I sent mail to Stefan Brands yesterday asking about what kind of information is retained by the (hardware-based) observer in his digital cash system. Brands has worked with Chaum in the past and is now seeking funding (via Usenet, apparently) for development of his own digital cash and anonymous transaction technology, which he claims is greatly improved over existing systems in terms of memory and computation requirements.
Brands explained that the way his system works, the user *never* has all the information needed to represent the "digital coin". Instead, the user has part of the information, and the tamper-resistant observer chip has the other part. To spend the coin, the user and the chip have to cooperate in the protocol. Then the chip can mark its own information about that coin as having been spent, or even erase it altogether. It is this change in the internal state of the observer chip which lets it prevent double-spending (and which arguably could be defeated in any software representation of an observer).
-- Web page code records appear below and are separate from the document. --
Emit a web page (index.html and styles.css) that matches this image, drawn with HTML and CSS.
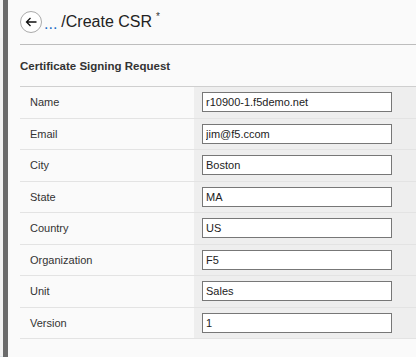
FILE: index.html
```html
<!DOCTYPE html>
<html lang="en">
<head>
<meta charset="UTF-8" />
<title>Create CSR</title>
<link rel="stylesheet" href="styles.css">
</head>
<body>
<div class="edge"></div>
<div class="rail"></div>
<div class="page">
  <header class="crumbs">
    <span class="back">
      <svg width="12" height="12" viewBox="0 0 12 12"><path d="M11.5 6H1.5M5.5 2L1.5 6l4 4" fill="none" stroke="#111" stroke-width="1.3"/></svg>
    </span>
    <a class="more">...</a>
    <h1>/Create CSR</h1>
    <sup>*</sup>
  </header>
  <h2 class="title">Certificate Signing Request</h2>
  <div class="form">
    <div class="row"><label>Name</label><div class="val"><input value="r10900-1.f5demo.net"></div></div>
    <div class="row"><label>Email</label><div class="val"><input value="jim@f5.ccom"></div></div>
    <div class="row"><label>City</label><div class="val"><input value="Boston"></div></div>
    <div class="row"><label>State</label><div class="val"><input value="MA"></div></div>
    <div class="row"><label>Country</label><div class="val"><input value="US"></div></div>
    <div class="row"><label>Organization</label><div class="val"><input value="F5"></div></div>
    <div class="row"><label>Unit</label><div class="val"><input value="Sales"></div></div>
    <div class="row"><label>Version</label><div class="val"><input value="1"></div></div>
  </div>
</div>
</body>
</html>
```

FILE: styles.css
```css
body {
  margin: 0;
  display: flex;
  height: 357px;
  overflow: hidden;
  font-family: "Liberation Sans", Arial, sans-serif;
  color: #333;
  background: #f8f8f8;
}

.edge {
  width: 3px;
  background: #f2f2f2;
  border-top: 38px solid #f4f4f4;
  box-shadow: inset 0 -1px 0 #dde4ea;
}

.rail {
  width: 5px;
  background: #6b6b6b;
}

.page {
  flex: 1;
  background: #fafafa;
  padding-left: 12px;
}

.crumbs {
  display: flex;
  align-items: center;
  height: 44px;
  border-bottom: 1px solid #bdbdbd;
}

.back {
  width: 20px;
  height: 20px;
  border: 1px solid #aaa;
  border-radius: 50%;
  display: flex;
  align-items: center;
  justify-content: center;
  background: #fff;
}

.more {
  color: #1f6fc6;
  font-size: 16px;
  margin: 4px 4px 0 2px;
}

.crumbs h1 {
  margin: 0;
  font-size: 16px;
  font-weight: normal;
  color: #222;
}

.crumbs sup {
  font-size: 10px;
  margin: -12px 0 0 4px;
  color: #333;
}

.title {
  margin: 0;
  height: 41px;
  line-height: 42px;
  font-size: 11.5px;
  font-weight: bold;
  border-bottom: 1px solid #cfcfcf;
}

.row {
  display: grid;
  grid-template-columns: 174px 1fr;
  height: 31.5px;
  box-sizing: border-box;
  border-bottom: 1px solid #e3e3e3;
}

.row label {
  font-size: 11px;
  padding-left: 10px;
  display: flex;
  align-items: center;
  color: #333;
}

.val {
  background: #eeeeee;
  display: flex;
  align-items: center;
  padding-left: 8px;
}

.val input {
  width: 190px;
  height: 20px;
  box-sizing: border-box;
  border: 1px solid #777;
  padding: 0 3px;
  font-family: "Liberation Sans", Arial, sans-serif;
  font-size: 11px;
  color: #222;
  background: #fff;
  outline: none;
}
```
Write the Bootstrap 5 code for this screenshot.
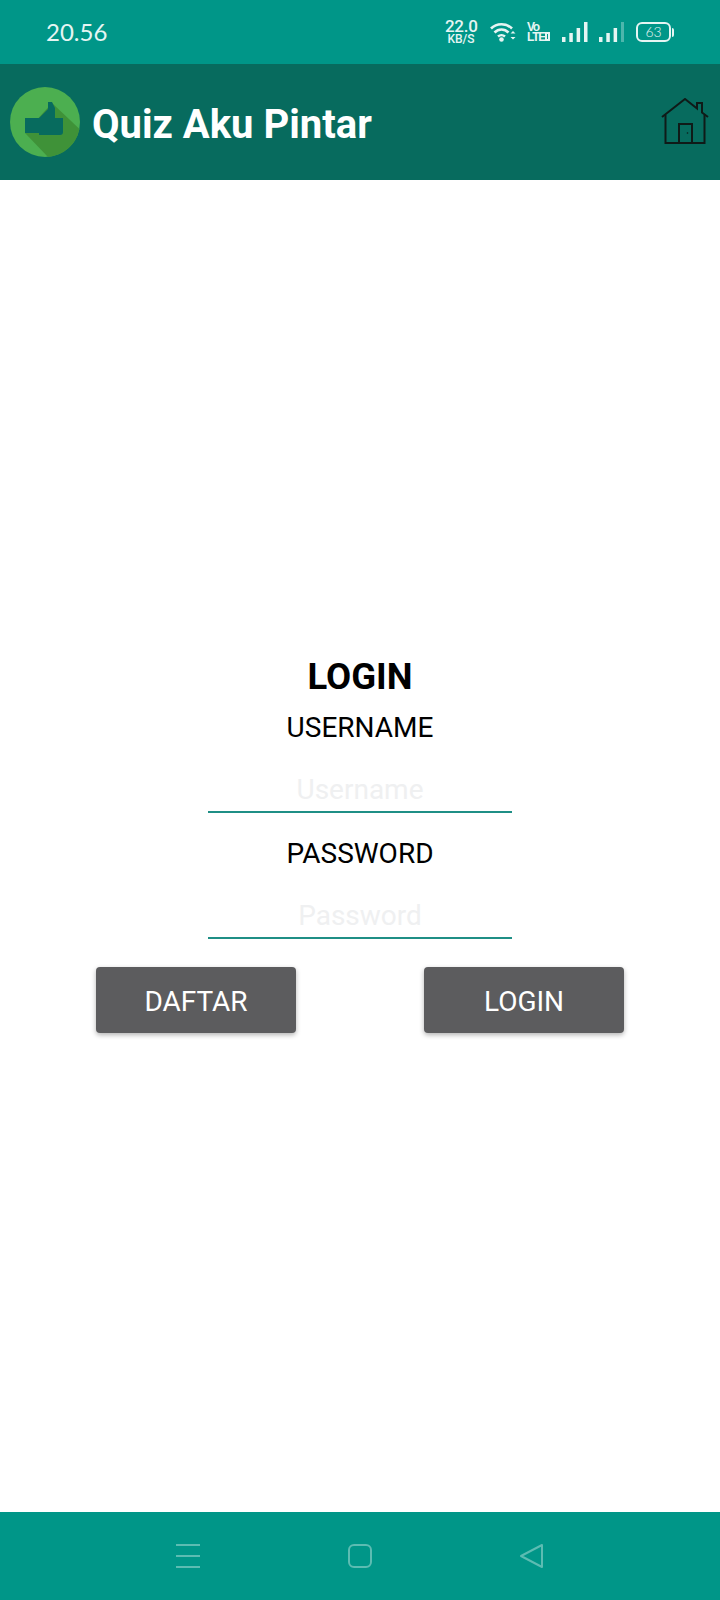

I have always been skeptical of this observer-chip approach, because it wasn't clear that it was feasible to make a tamper-resistant chip economically, and because the specialized hardware that would be required would prevent the system from being used on widely-available PCs. However, now we see that our military rulers apparently trust tamper-resistant technology well enough to put it into thousands of public hands, without fear that even one chip will be opened and read. Breaking an observer only lets you double-spend the coins it holds, while breaking Clipper allows you to permanently defeat the escrow provisions of the whole system. So this suggests that the technology is adequate for observers.
As for the specialized hardware, probably a more realistic picture of the digital cash user of the future is someone holding a PDA in his hand, with possibly an infrared or cellular modem link, rather than the hacker sitting at home in front of his PC. In that context it may be realistic to imagine custom PDA's which support secure offline cash as a practical product.